Cisco To Power NBC’s All-HD Vancouver Olympics Coverage

At this week’s Consumer Electronics Show, Cisco announced that it will provide significant video-network infrastructure for NBC’s coverage of the 2010 Winter Olympic Games in Vancouver. For the first fully HD Winter Olympics, Cisco will collaborate with NBC to provide a medianet, an IP video-network infrastructure that will provide a real-time, three-screen Olympic experience for the fan.

“This year, we’re expanding our IP contribution to distribution,” says George Tupy, manager, service provider marketing, for Cisco. “We view the entire food chain in four parts: IP contribution, then production, distribution, and consumption. In these Olympics, we’re moving more towards an end-to-end solution.”

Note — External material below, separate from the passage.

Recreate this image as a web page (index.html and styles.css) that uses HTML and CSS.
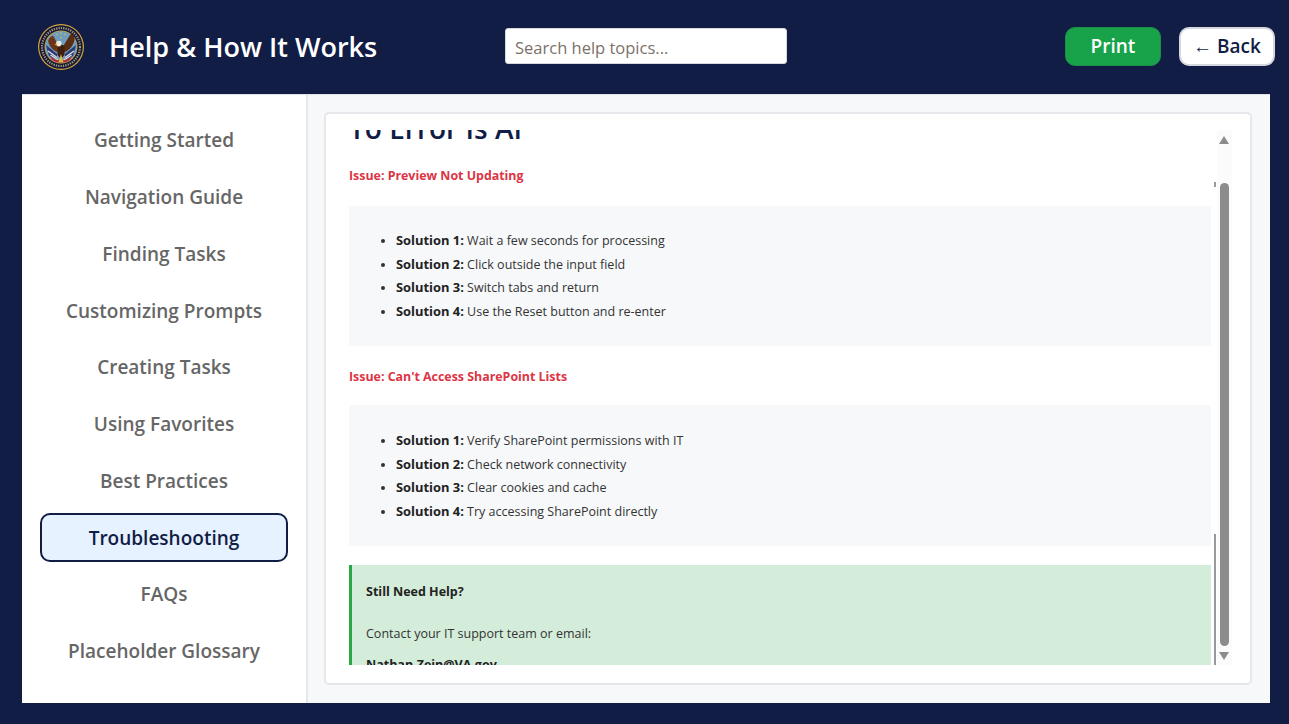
FILE: index.html
```html
<!DOCTYPE html>
<html lang="en">
<head>
<meta charset="utf-8">
<title>Help &amp; How It Works</title>
<link rel="stylesheet" href="styles.css">
</head>
<body>
<header class="topbar">
  <div class="brand">
    <svg class="seal" viewBox="0 0 46 46" width="46" height="46" aria-hidden="true">
      <circle cx="23" cy="23" r="23" fill="#d2a63c"/>
      <circle cx="23" cy="23" r="21.800" fill="#14183a"/>
      <circle cx="23" cy="23" r="19" fill="none" stroke="#a89c78" stroke-width="2.200" stroke-dasharray="1.300 1.100"/>
      <circle cx="23" cy="23" r="16.500" fill="#c9a13a"/>
      <circle cx="23" cy="23" r="15.700" fill="#6f9dbd"/>
      <path d="M8 21 L19 30 L19 36 L11 32 Z" fill="#2a3873"/>
      <path d="M38 21 L27 30 L27 36 L35 32 Z" fill="#2a3873"/>
      <path d="M10 27 L19 33.500 M12.500 31 L20 36 M36 27 L27 33.500 M33.500 31 L26 36" stroke="#e4e4ea" stroke-width="1.300"/>
      <path d="M12 32 Q23 41 34 32 L32 36 Q23 42 14 36 Z" fill="#b02f3a"/>
      <path d="M22 24 L15 11.500 Q9 14 10.500 19 Q13 26 21 29 Z" fill="#6a3518"/>
      <path d="M24 24 L33 9.500 Q38 12 36 18 Q33 26 25 29 Z" fill="#5a2c14"/>
      <path d="M19.500 22 Q23 19 26.500 22 L26.500 31 L23 35 L19.500 31 Z" fill="#3f1f0e"/>
      <circle cx="20.800" cy="19.600" r="2.800" fill="#efe9dc"/>
      <path d="M18.500 19 L16.300 20.800 L19.200 21.200 Z" fill="#d9a52e"/>
      <path d="M23 30 L25.500 38.500 L20.500 38.500 Z" fill="#e0b93f"/>
      <path d="M19 9.500 l1.100 1.800 -2.200 0 Z M23 8 l1.100 1.800 -2.200 0 Z M27 9.500 l1.100 1.800 -2.200 0 Z M23 12.500 l1.100 1.800 -2.200 0 Z" fill="#dcc04e"/>
    </svg>
    <h1 class="title">Help &amp; How It Works</h1>
  </div>
  <input class="search" type="text" placeholder="Search help topics...">
  <div class="actions">
    <button class="btn btn-print" type="button">Print</button>
    <button class="btn btn-back" type="button"><span class="arrow">←</span> Back</button>
  </div>
</header>

<main class="shell">
  <nav class="sidebar">
    <a class="nav-item">Getting Started</a>
    <a class="nav-item">Navigation Guide</a>
    <a class="nav-item">Finding Tasks</a>
    <a class="nav-item">Customizing Prompts</a>
    <a class="nav-item">Creating Tasks</a>
    <a class="nav-item">Using Favorites</a>
    <a class="nav-item">Best Practices</a>
    <a class="nav-item active">Troubleshooting</a>
    <a class="nav-item">FAQs</a>
    <a class="nav-item">Placeholder Glossary</a>
  </nav>
  <section class="content">
    <div class="card">
      <div class="viewport">
        <div class="scroller">
          <h2 class="heading">To Error Is AI</h2>
          <h3 class="issue">Issue: Preview Not Updating</h3>
          <div class="solutions">
            <ul>
              <li><strong>Solution 1:</strong> Wait a few seconds for processing</li>
              <li><strong>Solution 2:</strong> Click outside the input field</li>
              <li><strong>Solution 3:</strong> Switch tabs and return</li>
              <li><strong>Solution 4:</strong> Use the Reset button and re-enter</li>
            </ul>
          </div>
          <h3 class="issue">Issue: Can't Access SharePoint Lists</h3>
          <div class="solutions solutions-tight">
            <ul>
              <li><strong>Solution 1:</strong> Verify SharePoint permissions with IT</li>
              <li><strong>Solution 2:</strong> Check network connectivity</li>
              <li><strong>Solution 3:</strong> Clear cookies and cache</li>
              <li><strong>Solution 4:</strong> Try accessing SharePoint directly</li>
            </ul>
          </div>
          <div class="callout">
            <p class="callout-title">Still Need Help?</p>
            <p class="callout-text">Contact your IT support team or email:</p>
            <p class="callout-mail">Nathan.Zein@VA.gov</p>
          </div>
        </div>
        <div class="inner-line"></div>
        <div class="tick"></div>
        <div class="scrollbar">
          <div class="sb-up"></div>
          <div class="sb-thumb"></div>
          <div class="sb-down"></div>
        </div>
      </div>
    </div>
  </section>
</main>
</body>
</html>
```
FILE: styles.css
```css
* { box-sizing: border-box; }
html, body { margin: 0; height: 100%; overflow: hidden; }
body {
  background: #111d45;
  font-family: "Open Sans", "Noto Sans", sans-serif;
  display: flex;
  flex-direction: column;
  height: 724px;
}
.topbar {
  height: 94px;
  flex: none;
  display: flex;
  align-items: center;
  padding: 0 14px 0 38px;
}
.brand { display: flex; align-items: center; gap: 25px; width: 467px; }
.seal { display: block; flex: none; margin-top: -1px; }
.title {
  margin: -2px 0 0;
  font-family: "Open Sans", sans-serif;
  font-size: 27px;
  font-weight: 600;
  color: #fff;
  white-space: nowrap;
}
.search {
  width: 282px;
  height: 36px;
  margin-top: -2px;
  border: 1px solid #d5d8de;
  border-radius: 3px;
  background: #fff;
  padding: 2px 9px 0;
  font-family: "Open Sans", sans-serif;
  font-size: 16.500px;
  color: #333;
  outline: none;
}
.search::placeholder { color: #7b7168; opacity: 1; }
.actions { margin-left: auto; display: flex; gap: 18px; margin-top: -1px; }
.btn {
  height: 39px;
  border-radius: 10px;
  font-family: "Open Sans", sans-serif;
  font-size: 19px;
  font-weight: 600;
  padding: 0;
  line-height: 1;
}
.btn-print { width: 96px; background: #18a34a; border: 1px solid #1c8f47; color: #fff; }
.btn-back { width: 96px; background: #fff; border: 2px solid #d5d8de; color: #111d45; }
.arrow { font-family: "Liberation Sans", sans-serif; font-weight: 400; font-size: 19px; }

.shell {
  height: 609px;
  flex: none;
  margin: 0 19px 0 22px;
  display: flex;
  background: #f7f8fa;
  border-top: 1px solid #dfe2e8;
}
.sidebar {
  width: 286px;
  flex: none;
  background: #fff;
  border-right: 2px solid #e5e7eb;
  padding: 21px 18px 0;
  display: flex;
  flex-direction: column;
  gap: 8.400px;
}
.nav-item {
  height: 48.400px;
  display: flex;
  align-items: center;
  justify-content: center;
  font-size: 19px;
  font-weight: 600;
  color: #666;
  border: 2px solid transparent;
  border-radius: 10px;
  white-space: nowrap;
}
.nav-item.active {
  background: #e6f2ff;
  border-color: #111d45;
  color: #111d45;
}
.content { flex: 1; padding: 17px 18px 17px 16px; }
.card {
  height: 573px;
  background: #fff;
  border: 2px solid #e5e7eb;
  border-radius: 5px;
  padding: 16px 0 0 23px;
}
.viewport { height: 535px; position: relative; overflow: hidden; }
.scroller { width: 862px; }
.heading {
  margin: -18px 0 0;
  height: 32px;
  font-family: "Open Sans", sans-serif;
  font-size: 28px;
  line-height: 32px;
  font-weight: 600;
  color: #111d45;
}
.issue {
  margin: 0;
  font-size: 12.400px;
  line-height: 18px;
  font-weight: 700;
  color: #dc3545;
}
.heading + .issue { margin-top: 23px; }
.solutions {
  background: #f7f8fa;
  margin-top: 21px;
  height: 140px;
  padding: 23px 0 0;
}
.solutions-tight {
  margin-top: 19px;
  height: 141px;
  padding-top: 24px;
}
.solutions + .issue { margin-top: 22px; }
.solutions ul { margin: 0; padding: 0 0 0 47px; }
.solutions li {
  font-size: 12.500px;
  line-height: 23.700px;
  color: #333;
}
.solutions li strong { color: #222; font-weight: 700; font-size: 12.900px; }
.callout {
  margin-top: 19px;
  background: #d4edda;
  border-left: 3px solid #28a745;
  padding: 18px 14px;
  height: 120px;
}
.callout p { margin: 0; font-size: 12.500px; line-height: 18px; color: #333; }
.callout .callout-title { font-weight: 700; color: #222; }
.callout .callout-text { margin-top: 24px; }
.callout .callout-mail { font-weight: 700; margin-top: 13px; color: #222; }

.scrollbar {
  position: absolute;
  top: 0; bottom: 0;
  right: 18px;
  width: 15px;
  background: #fbfbfc;
}
.sb-up {
  position: absolute; top: 6px; left: 2px;
  width: 0; height: 0;
  border-left: 5.500px solid transparent;
  border-right: 5.500px solid transparent;
  border-bottom: 8px solid #8c8c8c;
}
.sb-thumb {
  position: absolute; top: 53px; left: 3px;
  width: 9px; height: 463px;
  background: #8c8c8c;
  border-radius: 4.500px;
}
.sb-down {
  position: absolute; top: 522px; left: 2px;
  width: 0; height: 0;
  border-left: 5.500px solid transparent;
  border-right: 5.500px solid transparent;
  border-top: 8px solid #8c8c8c;
}
.inner-line {
  position: absolute;
  left: 865px; top: 404px; bottom: 0;
  width: 2px;
  background: #9a9a9a;
}
.tick {
  position: absolute;
  left: 865px; top: 52px;
  width: 2px; height: 5px;
  background: #9a9a9a;
}
```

That solution begins with video production, which NBC will handle from every angle during the 17-day event. Using a file-based workflow, Cisco IP video infrastructure, medianet technology, and a private network, NBC will be able to select shots and distribute them to postproduction editing facilities on-site, in New York, and in Las Vegas. A high-bandwidth connection between Vancouver and New York gives shot selectors and editors the ability to edit video as it is being captured, before an event is completed. Priority on the network is assigned to real-time video footage, ahead of highlights or feature packages.

“We are moving from an analog world to an IP world,” Tupy says. “We enable NBC to ingest the content in Vancouver and send it to New York or even Las Vegas for editing. With the coupling of those two functions, you have significant savings because you’re not moving people around the world.”

Using the Cisco backbone, NBC will deliver the equivalent of 100,000 feature-length movies worth of Olympic video in HD, which amounts to more than the entire Netflix library. In addition to highlight snapshots, fans can create their own schedule of Winter Games events on their PC, mobile device, or TV.

“There is a high-value add where you don’t have to look through the whole two-hour ice hockey match for highlights,” Tupy says. “You can get the highlights immediately, and you can search by goal or player name, so it will enable overall a much richer experience. With IP, you can expose the metadata, so, if you’re an end user, you can do your search the same way editors have done in the past.”

As with the Beijing Games, fans will be able to use DVR features while watching their favorite Olympic video, play back content on-demand, request highlights and encores, and view scoring results. Video and results will also be available on mobile devices.

NBC is also testing the Cisco Media Data Center and Cisco’s Unified Computing System to support production and video archiving in Vancouver.

“We are testing a lossless version of the Ethernet for the Media Data Center, where we take the Ethernet from the networking world and tweak it to make sure that we’re not losing any packets,” Tupy says. “We are working on archiving the content for NBC in the test mode.”

Coverage on NBCOlympics.com will rely heavily on Cisco Flip Video cameras. Analysts and bloggers will shoot on-the-fly video of the action outside the arenas and post it online to enrich the Olympic experience.

“The NBC network powered by Cisco technology is a medianet in action, making a great example of what a network optimized for extreme video traffic and rich-media applications can handle,” says Pankaj Patel, SVP/GM of Cisco Service Provider Group. “NBC’s multiplatform video coverage of the Vancouver Olympic Winter Games gives viewers the chance to be up close and personal with all the action. Whether you want to watch on TV, PC, or mobile phone, you can be in control of your own experience to tune in when you want from wherever you want.”